Other historical references informed Varejão’s installations of the later 1990s: mimicked trade porcelains that linked Asia to the Americas, reconfigured paintings of religious martyrdoms and conceptually reprised “casta paintings”-a uniquely Latin American genre of the 17th, 18th and 19th centuries devoted to representing various kinds of racial mixture. Contemporary references or parallels in Varejão’s work include artists as diverse as Lucio Fontana, the Minimalist grid masters, and image scavenger extraordinaire David Salle. What distinguishes her art from all these sources is its visceral grotesquery and intensely tactile painterliness. There was nothing like her pieces when she made them, and there’s been nothing like them since.
Varejão dedicated much of the first decade of the 21st century to large quasi-abstract depictions of bath and sauna interiors. They, too, evoke Minimalism, but the occasional skin-tone palette, the palpable substance of the paint and the anomalous incidents detailed in them (such as blood flowing towards a drain) keep the body very much in the mind’s eye of the viewer, even though no bodies are ever portrayed. In 2004, a show at Lehmann Maupin in New York-consisting of paintings of tiled walls, hung around a large room at the center of which were dispersed boxy freestanding tiled panels whose fractured edges reveal a core of artificial entrails-rendered the fusion of architecture and flesh with a physicality worthy of horror master David Cronenberg but without his Grand Guignol intent. A similar arrangement occupies the interior of Varejão’s personal pavilion at Inhotim, a project that has taken up much of her energy in recent years and has placed her among luminaries such as fellow Brazilian Cildo Meireles and the U.S.’s Chris Burden, who have permanent sites in this 240-acre indoor/outdoor showcase of contemporary art. Given its international frame of reference, thematic scope and physical scale, Varejão’s work has never been modest. At midcareer, the artist is poised-as few predecessors have been-to claim the kind of international recognition her male counterparts have received. And the times seem ripe.

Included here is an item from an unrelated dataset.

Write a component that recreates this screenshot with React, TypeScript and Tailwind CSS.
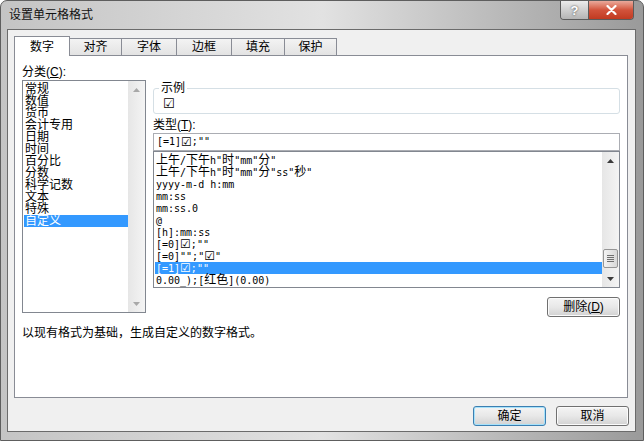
import React from 'react';

const categories = ['常规', '数值', '货币', '会计专用', '日期', '时间', '百分比', '分数', '科学记数', '文本', '特殊', '自定义'];

const formats = [
  '上午/下午h"时"mm"分"',
  '上午/下午h"时"mm"分"ss"秒"',
  'yyyy-m-d h:mm',
  'mm:ss',
  'mm:ss.0',
  '@',
  '[h]:mm:ss',
  '[=0]☑;""',
  '[=0]"";"☑"',
  '[=1]☑;""',
  '0.00_);[红色](0.00)',
];

const tabs = [
  { label: '数字', w: 'w-[56px]' },
  { label: '对齐', w: 'w-[53px]' },
  { label: '字体', w: 'w-[56px]' },
  { label: '边框', w: 'w-[56px]' },
  { label: '填充', w: 'w-[54px]' },
  { label: '保护', w: 'w-[53px]' },
];

// format codes mix half-width latin with CJK, so render them in runs
function FormatText({ text }: { text: string }) {
  const parts = text.match(/[\u4e00-\u9fff]+|\u2611|[^\u4e00-\u9fff\u2611]+/g) ?? [];
  return (
    <>
      {parts.map((p, i) => {
        if (p === '☑') {
          return (
            <span key={i} className="font-['DejaVu_Sans',sans-serif] text-[12px] font-bold">
              ☑
            </span>
          );
        }
        if (/[\u4e00-\u9fff]/.test(p)) return <span key={i}>{p}</span>;
        return (
          <span key={i} className="font-['DejaVu_Sans_Mono',monospace] text-[10px]">
            {p}
          </span>
        );
      })}
    </>
  );
}

function Arrow({ up, muted }: { up?: boolean; muted?: boolean }) {
  return (
    <div className="flex h-[17px] items-center justify-center">
      <svg width="7" height="4" viewBox="0 0 7 4">
        <path d={up ? 'M0 4 L3.5 0 L7 4 Z' : 'M0 0 L3.5 4 L7 0 Z'} fill={muted ? '#a8a8a8' : '#3b3b3b'} />
      </svg>
    </div>
  );
}

function Scrollbar({ thumb, muted }: { thumb?: boolean; muted?: boolean }) {
  return (
    <div className="flex w-[17px] flex-col bg-gradient-to-r from-[#e6e6e6] to-[#f4f4f4]">
      <Arrow up muted={muted} />
      <div className="flex flex-1 flex-col justify-end px-px pb-[2px]">
        {thumb && (
          <div className="flex h-[19px] flex-col items-center justify-center gap-px rounded-[2px] border border-[#959595] bg-gradient-to-r from-[#f3f3f3] to-[#d8d8d8]">
            <div className="h-px w-[7px] bg-[#6f6f6f]" />
            <div className="h-px w-[7px] bg-[#6f6f6f]" />
            <div className="h-px w-[7px] bg-[#6f6f6f]" />
            <div className="h-px w-[7px] bg-[#6f6f6f]" />
          </div>
        )}
      </div>
      <Arrow muted={muted} />
    </div>
  );
}

function Button({ children, primary }: { children: React.ReactNode; primary?: boolean }) {
  return (
    <div
      className={`flex h-[20px] w-[73px] items-center justify-center rounded-[3px] border bg-gradient-to-b from-[#f4f4f4] via-[#e8e8e8] to-[#d2d2d2] leading-[12px] ${
        primary ? 'border-[#3c7fb1] shadow-[inset_0_0_0_1px_#a6e2fb]' : 'border-[#707070] shadow-[inset_0_0_0_1px_#fbfbfb]'
      }`}
    >
      {children}
    </div>
  );
}

export default function App() {
  return (
    <div className="h-[441px] w-[644px] bg-white font-['Liberation_Sans','Noto_Sans_CJK_SC',sans-serif] text-[12px] text-black">
      <div className="flex h-full w-full flex-col rounded-t-[7px] border border-[#5e5e5e] bg-gradient-to-r from-[#c4c4c4] via-[#e2e2e2] to-[#9a9a9a]">
        {/* Title bar */}
        <div className="flex h-[28px] items-start">
          <span className="ml-[8px] mt-[7px] leading-[14px] text-[#111]">设置单元格格式</span>
          <div className="ml-auto mr-[9px] flex h-[19px] overflow-hidden rounded-b-[4px] border border-t-0 border-[#5b5b5b]">
            <div className="flex w-[28px] items-center justify-center border-r border-[#5b5b5b] bg-gradient-to-b from-[#ececec] via-[#cfcfcf] to-[#b4b4b4] text-[13px] font-bold leading-[13px] text-white [text-shadow:0_0_2px_#333]">
              ?
            </div>
            <div className="flex w-[44px] items-center justify-center bg-gradient-to-b from-[#e9a99b] via-[#d2533b] to-[#c13a20]">
              <svg width="11" height="10" viewBox="0 0 11 10">
                <path d="M1.5 1 L9.5 9 M9.5 1 L1.5 9" stroke="#ffffff" strokeWidth="2.2" strokeLinecap="round" />
              </svg>
            </div>
          </div>
        </div>

        {/* Client area */}
        <div className="mb-[8px] ml-[6px] mr-[7px] flex flex-1 flex-col border border-[#6b6b6b] bg-[#f0f0f0] pl-[6px] pr-[6px] pt-[6px]">
          {/* Tabs */}
          <div className="flex h-[19px] items-end">
            {tabs.map((t, i) =>
              i === 0 ? (
                <div
                  key={t.label}
                  className={`relative z-10 -mb-px flex h-[20px] ${t.w} items-start justify-center border border-b-0 border-[#898c95] bg-white pt-[3px] leading-[14px]`}
                >
                  {t.label}
                </div>
              ) : (
                <div
                  key={t.label}
                  className={`-ml-px flex h-[17px] ${t.w} items-start justify-center border border-b-0 border-[#898c95] bg-gradient-to-b from-[#f3f3f3] to-[#e3e3e3] pt-[1px] leading-[14px]`}
                >
                  {t.label}
                </div>
              )
            )}
          </div>

          {/* Tab panel */}
          <div className="flex h-[343px] w-[614px] flex-col border border-[#898c95] bg-white pl-[7px] pt-[9px]">
            <div className="flex items-start gap-[7px]">
              {/* Category column */}
              <div className="flex w-[124px] flex-col">
                <div className="h-[14px] leading-[14px]">
                  分类(<span className="underline">C</span>):
                </div>
                <div className="mt-px flex h-[233px] border border-[#828790] bg-white">
                  <div className="flex-1 pl-px pt-[2px]">
                    {categories.map((c, i) => (
                      <div
                        key={c}
                        className={`h-[12px] whitespace-nowrap pl-px leading-[12px] ${
                          i === categories.length - 1 ? 'bg-[#3399ff] text-white' : ''
                        }`}
                      >
                        {c}
                      </div>
                    ))}
                  </div>
                  <Scrollbar muted />
                </div>
              </div>

              {/* Right column */}
              <div className="flex w-[467px] flex-col">
                <div className="relative mt-[23px] h-[26px] rounded-[3px] border border-[#d5dfe5] pl-[9px] pt-[8px]">
                  <span className="absolute -top-[8px] left-[5px] bg-white px-[2px] leading-[14px]">示例</span>
                  <div className="font-['DejaVu_Sans',sans-serif] text-[13px] font-bold leading-[13px]">☑</div>
                </div>
                <div className="mt-[4px] h-[14px] leading-[14px]">
                  类型(<span className="underline">T</span>):
                </div>
                <div className="mt-px flex h-[18px] items-center border border-[#abadb3] pl-[3px] leading-[12px]">
                  <FormatText text={'[=1]☑;""'} />
                </div>
                <div className="flex h-[137px] border border-[#828790] bg-white">
                  <div className="flex-1 pl-px pt-[2px]">
                    {formats.map((f, i) => (
                      <div
                        key={f}
                        className={`h-[12px] whitespace-nowrap pl-px leading-[12px] ${
                          i === 9 ? 'bg-[#3399ff] text-white' : ''
                        }`}
                      >
                        <FormatText text={f} />
                      </div>
                    ))}
                  </div>
                  <Scrollbar thumb />
                </div>
                <div className="mt-[9px] self-end">
                  <Button>
                    删除(<span className="underline">D</span>)
                  </Button>
                </div>
              </div>
            </div>

            <div className="mt-[9px] leading-[14px]">以现有格式为基础，生成自定义的数字格式。</div>
          </div>

          {/* Dialog buttons */}
          <div className="mt-[8px] flex justify-end gap-[10px]">
            <Button primary>确定</Button>
            <Button>取消</Button>
          </div>
        </div>
      </div>
    </div>
  );
}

The other outstanding artist I met in Brazil in 1992, Jac Leirner (b. 1961, São Paulo), is in much the same position, though her work could hardly be more different. Indeed, a good deal of it capitalizes on the subtle deployment of decidedly modest materials. Early on Leirner’s specialty was the accumulation and eccentric disposition of found or purloined objects. Lung (1987), a piece I acquired for MOMA, consists of over 3,000 collapsed Marlboro cigarette packs strung together on long latex tubes-an echo of Eva Hesse perhaps but, if so, a very discreet one. Other works realized in the same period from the same resources-Leirner was a chain-smoker then-make ingenious use of Marlboro celIophane wrappers, foil tear-strings and tax stamps.

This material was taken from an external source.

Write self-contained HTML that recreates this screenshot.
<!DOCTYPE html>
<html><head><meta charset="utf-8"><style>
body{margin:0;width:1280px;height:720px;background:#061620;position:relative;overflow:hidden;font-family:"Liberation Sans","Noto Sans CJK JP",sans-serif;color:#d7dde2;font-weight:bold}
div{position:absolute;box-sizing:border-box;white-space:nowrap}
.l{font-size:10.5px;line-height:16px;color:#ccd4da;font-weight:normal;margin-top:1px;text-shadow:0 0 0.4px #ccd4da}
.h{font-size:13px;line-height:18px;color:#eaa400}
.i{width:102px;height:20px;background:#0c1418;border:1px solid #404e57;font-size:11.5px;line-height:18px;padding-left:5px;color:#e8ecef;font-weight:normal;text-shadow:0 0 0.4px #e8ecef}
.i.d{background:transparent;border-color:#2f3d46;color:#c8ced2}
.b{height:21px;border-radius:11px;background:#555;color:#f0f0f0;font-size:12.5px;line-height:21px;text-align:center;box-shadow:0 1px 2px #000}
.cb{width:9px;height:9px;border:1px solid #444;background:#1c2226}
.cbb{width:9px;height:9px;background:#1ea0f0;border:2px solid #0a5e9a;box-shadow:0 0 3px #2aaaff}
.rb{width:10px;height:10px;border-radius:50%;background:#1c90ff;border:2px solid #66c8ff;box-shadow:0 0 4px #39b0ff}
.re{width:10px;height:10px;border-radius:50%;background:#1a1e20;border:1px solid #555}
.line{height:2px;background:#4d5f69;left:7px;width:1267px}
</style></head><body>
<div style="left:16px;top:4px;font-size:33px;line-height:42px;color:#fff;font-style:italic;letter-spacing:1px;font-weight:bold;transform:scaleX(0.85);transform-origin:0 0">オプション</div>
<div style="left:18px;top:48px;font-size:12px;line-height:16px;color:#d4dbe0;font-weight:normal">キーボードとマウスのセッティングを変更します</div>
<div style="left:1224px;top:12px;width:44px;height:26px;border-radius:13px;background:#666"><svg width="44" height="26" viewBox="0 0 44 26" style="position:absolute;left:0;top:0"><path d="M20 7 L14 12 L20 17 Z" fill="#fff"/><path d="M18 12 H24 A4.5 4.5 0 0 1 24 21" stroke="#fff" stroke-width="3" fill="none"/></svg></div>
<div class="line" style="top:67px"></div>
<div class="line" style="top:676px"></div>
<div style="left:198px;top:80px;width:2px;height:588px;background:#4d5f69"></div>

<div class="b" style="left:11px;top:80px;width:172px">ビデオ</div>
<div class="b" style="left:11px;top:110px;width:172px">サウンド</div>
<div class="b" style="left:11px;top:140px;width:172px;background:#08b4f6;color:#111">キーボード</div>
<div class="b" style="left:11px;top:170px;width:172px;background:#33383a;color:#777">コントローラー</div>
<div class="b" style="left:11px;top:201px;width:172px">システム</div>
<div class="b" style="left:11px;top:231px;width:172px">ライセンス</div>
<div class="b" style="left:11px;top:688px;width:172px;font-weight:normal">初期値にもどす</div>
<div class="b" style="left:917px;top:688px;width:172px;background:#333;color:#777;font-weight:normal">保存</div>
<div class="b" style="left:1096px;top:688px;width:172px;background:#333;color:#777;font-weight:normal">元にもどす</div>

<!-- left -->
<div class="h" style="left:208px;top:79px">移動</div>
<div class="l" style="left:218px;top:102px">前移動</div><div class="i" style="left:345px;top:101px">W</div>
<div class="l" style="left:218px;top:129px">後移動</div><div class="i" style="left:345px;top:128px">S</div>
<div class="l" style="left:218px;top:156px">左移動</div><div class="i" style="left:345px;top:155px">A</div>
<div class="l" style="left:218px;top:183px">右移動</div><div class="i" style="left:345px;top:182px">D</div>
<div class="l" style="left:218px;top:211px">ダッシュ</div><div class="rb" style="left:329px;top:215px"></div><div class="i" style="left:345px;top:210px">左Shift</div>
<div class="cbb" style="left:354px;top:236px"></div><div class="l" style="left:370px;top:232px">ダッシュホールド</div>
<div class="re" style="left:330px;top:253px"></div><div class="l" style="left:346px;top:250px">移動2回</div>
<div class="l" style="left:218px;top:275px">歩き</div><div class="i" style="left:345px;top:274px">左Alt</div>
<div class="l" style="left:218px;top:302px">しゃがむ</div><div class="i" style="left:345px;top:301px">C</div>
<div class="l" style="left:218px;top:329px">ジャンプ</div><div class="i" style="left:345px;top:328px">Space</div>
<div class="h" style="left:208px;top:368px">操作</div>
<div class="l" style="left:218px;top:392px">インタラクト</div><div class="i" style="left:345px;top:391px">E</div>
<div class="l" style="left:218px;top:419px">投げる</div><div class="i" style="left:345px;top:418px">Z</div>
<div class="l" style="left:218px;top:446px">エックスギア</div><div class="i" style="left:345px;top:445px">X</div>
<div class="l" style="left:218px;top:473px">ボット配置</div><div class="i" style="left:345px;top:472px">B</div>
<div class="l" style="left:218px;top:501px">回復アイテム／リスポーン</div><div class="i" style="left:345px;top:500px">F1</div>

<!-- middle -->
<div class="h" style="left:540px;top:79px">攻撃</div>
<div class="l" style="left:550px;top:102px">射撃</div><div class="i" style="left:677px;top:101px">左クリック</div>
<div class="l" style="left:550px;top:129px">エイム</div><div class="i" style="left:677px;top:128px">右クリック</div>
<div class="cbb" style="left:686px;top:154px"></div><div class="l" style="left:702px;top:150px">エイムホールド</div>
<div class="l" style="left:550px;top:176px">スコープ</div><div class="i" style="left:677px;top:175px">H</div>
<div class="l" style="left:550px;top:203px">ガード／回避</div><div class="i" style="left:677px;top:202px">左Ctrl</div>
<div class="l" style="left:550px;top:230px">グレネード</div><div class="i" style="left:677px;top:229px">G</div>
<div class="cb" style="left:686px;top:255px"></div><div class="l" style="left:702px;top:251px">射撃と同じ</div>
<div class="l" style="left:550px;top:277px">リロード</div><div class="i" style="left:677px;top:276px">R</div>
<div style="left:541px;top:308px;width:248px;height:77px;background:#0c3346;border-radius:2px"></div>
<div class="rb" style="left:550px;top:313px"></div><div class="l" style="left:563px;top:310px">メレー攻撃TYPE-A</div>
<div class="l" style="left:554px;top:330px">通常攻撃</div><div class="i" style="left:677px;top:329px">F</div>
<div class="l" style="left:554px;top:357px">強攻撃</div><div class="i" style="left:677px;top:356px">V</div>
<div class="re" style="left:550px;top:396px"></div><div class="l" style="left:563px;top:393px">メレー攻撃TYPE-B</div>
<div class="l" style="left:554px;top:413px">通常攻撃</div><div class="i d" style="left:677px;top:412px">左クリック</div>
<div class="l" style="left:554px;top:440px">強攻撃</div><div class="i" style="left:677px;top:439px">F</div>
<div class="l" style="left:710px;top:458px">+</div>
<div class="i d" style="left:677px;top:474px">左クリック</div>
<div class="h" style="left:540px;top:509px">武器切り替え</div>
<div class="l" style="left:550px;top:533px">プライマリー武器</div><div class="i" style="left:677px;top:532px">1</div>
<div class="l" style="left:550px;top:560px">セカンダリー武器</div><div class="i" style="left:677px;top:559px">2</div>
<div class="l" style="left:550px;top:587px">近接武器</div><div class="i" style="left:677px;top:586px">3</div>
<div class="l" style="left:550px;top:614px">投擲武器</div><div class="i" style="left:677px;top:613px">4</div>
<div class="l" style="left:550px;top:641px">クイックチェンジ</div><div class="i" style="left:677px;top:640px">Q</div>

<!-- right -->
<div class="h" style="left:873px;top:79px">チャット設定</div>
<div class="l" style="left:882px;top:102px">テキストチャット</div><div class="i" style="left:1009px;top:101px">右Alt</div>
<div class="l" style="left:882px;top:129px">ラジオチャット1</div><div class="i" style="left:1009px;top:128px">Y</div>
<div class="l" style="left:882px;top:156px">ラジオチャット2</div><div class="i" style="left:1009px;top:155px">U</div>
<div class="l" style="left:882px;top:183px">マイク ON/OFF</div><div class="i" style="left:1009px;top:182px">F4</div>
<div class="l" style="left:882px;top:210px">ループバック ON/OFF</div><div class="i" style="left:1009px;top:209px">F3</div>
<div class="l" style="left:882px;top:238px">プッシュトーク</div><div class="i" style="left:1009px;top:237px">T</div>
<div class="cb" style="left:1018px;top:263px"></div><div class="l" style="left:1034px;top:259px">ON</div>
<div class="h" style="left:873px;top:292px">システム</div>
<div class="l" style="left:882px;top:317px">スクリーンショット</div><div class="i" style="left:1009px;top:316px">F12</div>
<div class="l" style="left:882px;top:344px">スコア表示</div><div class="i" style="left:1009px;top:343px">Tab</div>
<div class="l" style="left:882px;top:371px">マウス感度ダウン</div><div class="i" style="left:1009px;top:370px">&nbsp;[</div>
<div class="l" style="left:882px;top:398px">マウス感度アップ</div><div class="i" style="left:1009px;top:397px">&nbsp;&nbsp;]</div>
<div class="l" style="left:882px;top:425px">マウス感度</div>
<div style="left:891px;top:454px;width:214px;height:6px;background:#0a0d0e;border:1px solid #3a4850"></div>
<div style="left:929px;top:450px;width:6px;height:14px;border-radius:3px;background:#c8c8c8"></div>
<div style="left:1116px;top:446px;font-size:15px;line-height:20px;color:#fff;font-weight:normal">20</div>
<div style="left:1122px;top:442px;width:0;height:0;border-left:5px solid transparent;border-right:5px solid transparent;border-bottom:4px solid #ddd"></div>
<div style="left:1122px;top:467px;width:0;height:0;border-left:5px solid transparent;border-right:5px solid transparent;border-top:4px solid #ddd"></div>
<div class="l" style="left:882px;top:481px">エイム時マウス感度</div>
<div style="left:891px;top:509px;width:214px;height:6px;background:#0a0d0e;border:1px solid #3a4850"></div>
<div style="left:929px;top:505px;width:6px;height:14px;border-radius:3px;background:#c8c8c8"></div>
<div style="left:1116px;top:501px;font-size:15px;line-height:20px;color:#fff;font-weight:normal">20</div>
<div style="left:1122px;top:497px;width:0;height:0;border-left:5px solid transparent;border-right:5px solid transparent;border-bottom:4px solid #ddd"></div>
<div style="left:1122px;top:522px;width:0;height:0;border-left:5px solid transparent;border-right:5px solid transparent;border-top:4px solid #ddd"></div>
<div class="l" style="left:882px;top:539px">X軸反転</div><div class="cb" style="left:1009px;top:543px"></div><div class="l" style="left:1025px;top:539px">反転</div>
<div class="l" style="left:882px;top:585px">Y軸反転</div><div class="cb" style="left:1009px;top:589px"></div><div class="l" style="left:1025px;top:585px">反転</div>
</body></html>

Surplus consumer-society items-inflationary currencies, duty-free sacks and museum-store shopping bags, museum mail and stationery, art-world business cards (visitors to the exhibitions in which these were shown could avidly fill their address books in a single session and cold-call connections to their heart’s content if they had the nerve), obsolete airplane ashtrays, airline headphones and cutlery gathered during years of frequent flying to biennials and the like-constituted the raw materials of other early Leirner-assisted readymades. Even though these elements were for the most part small and disposable, the aggregates she fashioned from them were generally space hungry. Her horizontal stacks of money, for example, twisted through white cube galleries like attenuated Carl Andre sculptures with a serpentine backbone. The aspect they acquired was astonishingly refined, at times even precious, though not so much as to diminish the pleasure they offered.
The second half of the last decade has been an up-and-down period for Leirner but, despite gallery changes and some relatively quiet years, far from an inactive one. Last season, the artist made a two-part comeback-first in the winter, with a hometown retrospective at the Pinacoteca do Estado de São Paulo, which won the prize for best exhibition of the year from local critics; second, beginning in May, with a solo show of new work that is still on view at the new gallery of the Yale School of Art in New Haven, Conn. Since I was the curator of the Yale show, I cannot legitimately evaluate it, but I risk no conflict-of-interest violation to report that, in a burst of focused improvisation, Leirner made 22 brand-new pieces in the space of seven weeks. Moreover, while the gathering of commonplace things and the compositional procedures employed in combining them are in keeping with her past practice, the “things” themselves are quite different from any she has presented before-and the resulting freshness is there to see. Two previously unprecedented components are a suite ot delicate abstract watercolors of a kind Leirner has been quietly making for over a year, and a cluster of quasi-constructivist polychrome wooden floor sculptures in part inspired by the watercolors.
Taken together, the recent works of Varejão and Leirner may not signal a bold new tendency the way that Clark and SchendeI‘s conceptual experiments did, but they certainly evince the continued leadership of women in Brazilian art, a fact augmented by the work of artists such as painter Beatriz Milhazes, with her vibrant abstractions, and Leda Catunda, a sculptor, painter and graphic artist. I often tell graduating students that, if they have doubts about going to New York or Los Angeles, they should think about places outside the United States-places like London and Berlin, but also like Rio de Janeiro and São Paulo. Varejão, the Carioca, and Leirner, the Paulista, are among the reasons why.